[What you are asked to do] Without the pictures, return all of the material exactly as written.

[Information supplied]
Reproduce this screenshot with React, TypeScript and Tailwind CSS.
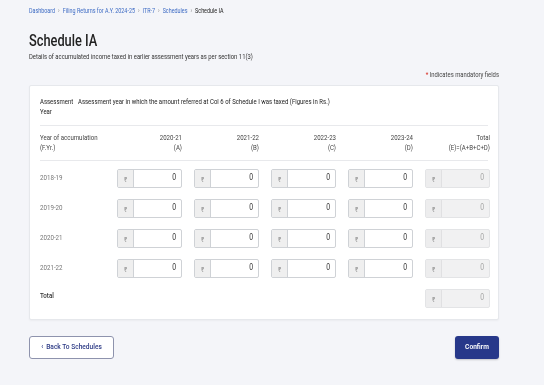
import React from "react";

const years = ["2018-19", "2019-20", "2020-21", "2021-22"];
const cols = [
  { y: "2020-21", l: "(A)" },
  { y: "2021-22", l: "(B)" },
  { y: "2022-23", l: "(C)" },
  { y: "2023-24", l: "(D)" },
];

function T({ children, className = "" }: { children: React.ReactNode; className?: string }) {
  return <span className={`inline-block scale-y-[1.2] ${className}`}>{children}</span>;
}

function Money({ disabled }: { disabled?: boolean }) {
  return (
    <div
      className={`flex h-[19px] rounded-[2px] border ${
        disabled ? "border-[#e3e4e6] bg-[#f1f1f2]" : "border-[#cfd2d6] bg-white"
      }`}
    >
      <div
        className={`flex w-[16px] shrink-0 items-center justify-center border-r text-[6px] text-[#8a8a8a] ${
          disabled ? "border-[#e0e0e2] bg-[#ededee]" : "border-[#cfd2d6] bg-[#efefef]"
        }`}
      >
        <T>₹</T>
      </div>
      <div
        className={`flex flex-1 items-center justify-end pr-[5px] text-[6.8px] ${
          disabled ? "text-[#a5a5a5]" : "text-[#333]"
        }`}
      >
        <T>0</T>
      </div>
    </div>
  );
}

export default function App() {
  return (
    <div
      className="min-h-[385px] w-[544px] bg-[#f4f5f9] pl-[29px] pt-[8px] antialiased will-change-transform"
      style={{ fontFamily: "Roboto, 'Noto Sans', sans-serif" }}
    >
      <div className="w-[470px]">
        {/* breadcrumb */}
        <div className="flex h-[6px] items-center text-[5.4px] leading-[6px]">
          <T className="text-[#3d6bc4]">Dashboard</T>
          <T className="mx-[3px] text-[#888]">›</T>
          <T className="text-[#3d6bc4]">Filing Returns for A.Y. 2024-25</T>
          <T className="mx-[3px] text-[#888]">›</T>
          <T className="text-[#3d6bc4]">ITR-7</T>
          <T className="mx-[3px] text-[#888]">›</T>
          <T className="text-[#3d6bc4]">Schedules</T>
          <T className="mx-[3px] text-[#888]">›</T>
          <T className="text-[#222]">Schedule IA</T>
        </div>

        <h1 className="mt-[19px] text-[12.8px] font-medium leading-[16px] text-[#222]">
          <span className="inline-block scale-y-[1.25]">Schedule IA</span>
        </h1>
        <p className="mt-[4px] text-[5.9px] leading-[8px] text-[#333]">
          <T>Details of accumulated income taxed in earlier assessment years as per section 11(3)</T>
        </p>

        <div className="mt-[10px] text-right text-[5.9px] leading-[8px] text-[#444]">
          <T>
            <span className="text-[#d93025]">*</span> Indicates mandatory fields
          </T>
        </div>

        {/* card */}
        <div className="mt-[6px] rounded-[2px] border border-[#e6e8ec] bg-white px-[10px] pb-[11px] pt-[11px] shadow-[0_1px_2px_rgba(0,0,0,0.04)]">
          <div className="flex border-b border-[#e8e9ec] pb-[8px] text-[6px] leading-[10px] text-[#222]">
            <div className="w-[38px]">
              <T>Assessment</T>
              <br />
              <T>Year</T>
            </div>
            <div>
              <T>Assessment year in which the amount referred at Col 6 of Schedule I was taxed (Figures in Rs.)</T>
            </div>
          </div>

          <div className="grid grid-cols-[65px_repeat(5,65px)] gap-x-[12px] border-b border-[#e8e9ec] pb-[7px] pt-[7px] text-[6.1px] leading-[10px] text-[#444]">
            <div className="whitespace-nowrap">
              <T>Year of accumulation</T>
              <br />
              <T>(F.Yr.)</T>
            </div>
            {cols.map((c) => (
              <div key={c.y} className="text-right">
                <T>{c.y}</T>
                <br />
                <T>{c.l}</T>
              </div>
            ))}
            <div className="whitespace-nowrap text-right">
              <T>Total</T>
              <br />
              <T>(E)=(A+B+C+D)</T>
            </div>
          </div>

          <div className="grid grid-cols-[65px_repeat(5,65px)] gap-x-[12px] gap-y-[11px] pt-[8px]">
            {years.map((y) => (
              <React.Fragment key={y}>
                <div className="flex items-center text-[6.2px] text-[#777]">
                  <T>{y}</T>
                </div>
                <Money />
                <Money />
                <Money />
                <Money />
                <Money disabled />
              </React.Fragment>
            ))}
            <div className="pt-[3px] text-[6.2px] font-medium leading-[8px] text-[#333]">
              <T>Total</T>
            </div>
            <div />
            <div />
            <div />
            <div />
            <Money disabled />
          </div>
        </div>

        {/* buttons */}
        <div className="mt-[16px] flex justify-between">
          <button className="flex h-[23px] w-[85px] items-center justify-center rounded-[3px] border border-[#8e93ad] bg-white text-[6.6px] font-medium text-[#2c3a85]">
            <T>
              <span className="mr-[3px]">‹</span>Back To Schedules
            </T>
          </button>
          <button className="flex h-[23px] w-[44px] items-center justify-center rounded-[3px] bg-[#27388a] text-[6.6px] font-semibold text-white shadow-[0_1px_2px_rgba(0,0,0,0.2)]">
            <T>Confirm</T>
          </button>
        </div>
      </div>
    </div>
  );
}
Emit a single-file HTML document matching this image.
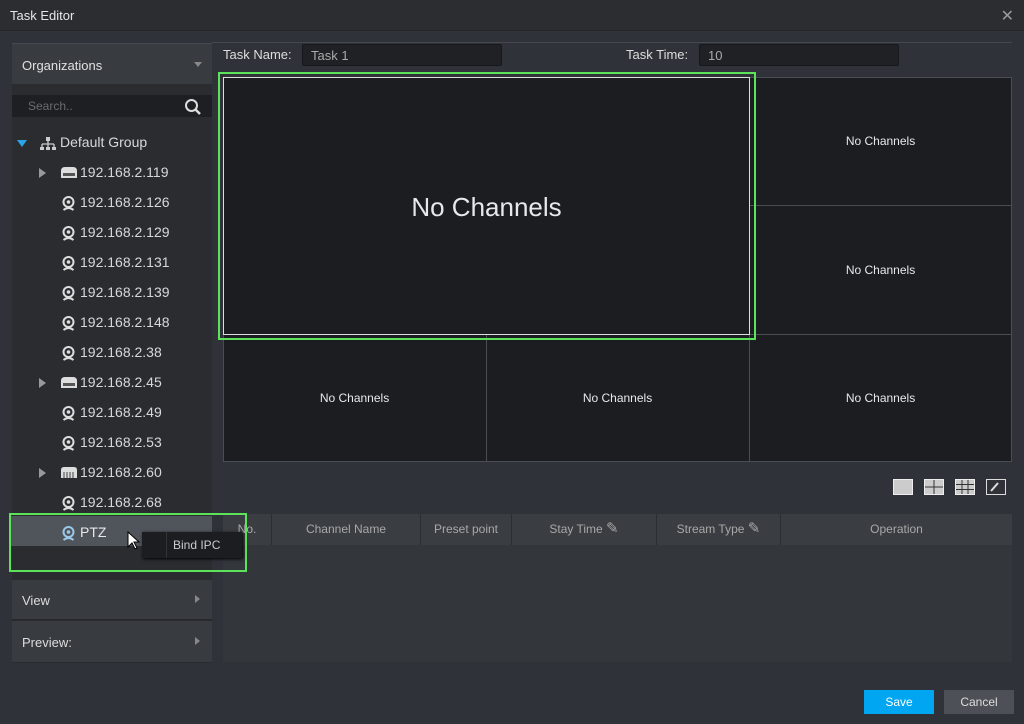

[Reply]
Reproduce this screenshot with React, TypeScript and Tailwind CSS.
import React from "react";

const years = ["2018-19", "2019-20", "2020-21", "2021-22"];
const cols = [
  { y: "2020-21", l: "(A)" },
  { y: "2021-22", l: "(B)" },
  { y: "2022-23", l: "(C)" },
  { y: "2023-24", l: "(D)" },
];

function T({ children, className = "" }: { children: React.ReactNode; className?: string }) {
  return <span className={`inline-block scale-y-[1.2] ${className}`}>{children}</span>;
}

function Money({ disabled }: { disabled?: boolean }) {
  return (
    <div
      className={`flex h-[19px] rounded-[2px] border ${
        disabled ? "border-[#e3e4e6] bg-[#f1f1f2]" : "border-[#cfd2d6] bg-white"
      }`}
    >
      <div
        className={`flex w-[16px] shrink-0 items-center justify-center border-r text-[6px] text-[#8a8a8a] ${
          disabled ? "border-[#e0e0e2] bg-[#ededee]" : "border-[#cfd2d6] bg-[#efefef]"
        }`}
      >
        <T>₹</T>
      </div>
      <div
        className={`flex flex-1 items-center justify-end pr-[5px] text-[6.8px] ${
          disabled ? "text-[#a5a5a5]" : "text-[#333]"
        }`}
      >
        <T>0</T>
      </div>
    </div>
  );
}

export default function App() {
  return (
    <div
      className="min-h-[385px] w-[544px] bg-[#f4f5f9] pl-[29px] pt-[8px] antialiased will-change-transform"
      style={{ fontFamily: "Roboto, 'Noto Sans', sans-serif" }}
    >
      <div className="w-[470px]">
        {/* breadcrumb */}
        <div className="flex h-[6px] items-center text-[5.4px] leading-[6px]">
          <T className="text-[#3d6bc4]">Dashboard</T>
          <T className="mx-[3px] text-[#888]">›</T>
          <T className="text-[#3d6bc4]">Filing Returns for A.Y. 2024-25</T>
          <T className="mx-[3px] text-[#888]">›</T>
          <T className="text-[#3d6bc4]">ITR-7</T>
          <T className="mx-[3px] text-[#888]">›</T>
          <T className="text-[#3d6bc4]">Schedules</T>
          <T className="mx-[3px] text-[#888]">›</T>
          <T className="text-[#222]">Schedule IA</T>
        </div>

        <h1 className="mt-[19px] text-[12.8px] font-medium leading-[16px] text-[#222]">
          <span className="inline-block scale-y-[1.25]">Schedule IA</span>
        </h1>
        <p className="mt-[4px] text-[5.9px] leading-[8px] text-[#333]">
          <T>Details of accumulated income taxed in earlier assessment years as per section 11(3)</T>
        </p>

        <div className="mt-[10px] text-right text-[5.9px] leading-[8px] text-[#444]">
          <T>
            <span className="text-[#d93025]">*</span> Indicates mandatory fields
          </T>
        </div>

        {/* card */}
        <div className="mt-[6px] rounded-[2px] border border-[#e6e8ec] bg-white px-[10px] pb-[11px] pt-[11px] shadow-[0_1px_2px_rgba(0,0,0,0.04)]">
          <div className="flex border-b border-[#e8e9ec] pb-[8px] text-[6px] leading-[10px] text-[#222]">
            <div className="w-[38px]">
              <T>Assessment</T>
              <br />
              <T>Year</T>
            </div>
            <div>
              <T>Assessment year in which the amount referred at Col 6 of Schedule I was taxed (Figures in Rs.)</T>
            </div>
          </div>

          <div className="grid grid-cols-[65px_repeat(5,65px)] gap-x-[12px] border-b border-[#e8e9ec] pb-[7px] pt-[7px] text-[6.1px] leading-[10px] text-[#444]">
            <div className="whitespace-nowrap">
              <T>Year of accumulation</T>
              <br />
              <T>(F.Yr.)</T>
            </div>
            {cols.map((c) => (
              <div key={c.y} className="text-right">
                <T>{c.y}</T>
                <br />
                <T>{c.l}</T>
              </div>
            ))}
            <div className="whitespace-nowrap text-right">
              <T>Total</T>
              <br />
              <T>(E)=(A+B+C+D)</T>
            </div>
          </div>

          <div className="grid grid-cols-[65px_repeat(5,65px)] gap-x-[12px] gap-y-[11px] pt-[8px]">
            {years.map((y) => (
              <React.Fragment key={y}>
                <div className="flex items-center text-[6.2px] text-[#777]">
                  <T>{y}</T>
                </div>
                <Money />
                <Money />
                <Money />
                <Money />
                <Money disabled />
              </React.Fragment>
            ))}
            <div className="pt-[3px] text-[6.2px] font-medium leading-[8px] text-[#333]">
              <T>Total</T>
            </div>
            <div />
            <div />
            <div />
            <div />
            <Money disabled />
          </div>
        </div>

        {/* buttons */}
        <div className="mt-[16px] flex justify-between">
          <button className="flex h-[23px] w-[85px] items-center justify-center rounded-[3px] border border-[#8e93ad] bg-white text-[6.6px] font-medium text-[#2c3a85]">
            <T>
              <span className="mr-[3px]">‹</span>Back To Schedules
            </T>
          </button>
          <button className="flex h-[23px] w-[44px] items-center justify-center rounded-[3px] bg-[#27388a] text-[6.6px] font-semibold text-white shadow-[0_1px_2px_rgba(0,0,0,0.2)]">
            <T>Confirm</T>
          </button>
        </div>
      </div>
    </div>
  );
}
Emit a single-file HTML document matching this image.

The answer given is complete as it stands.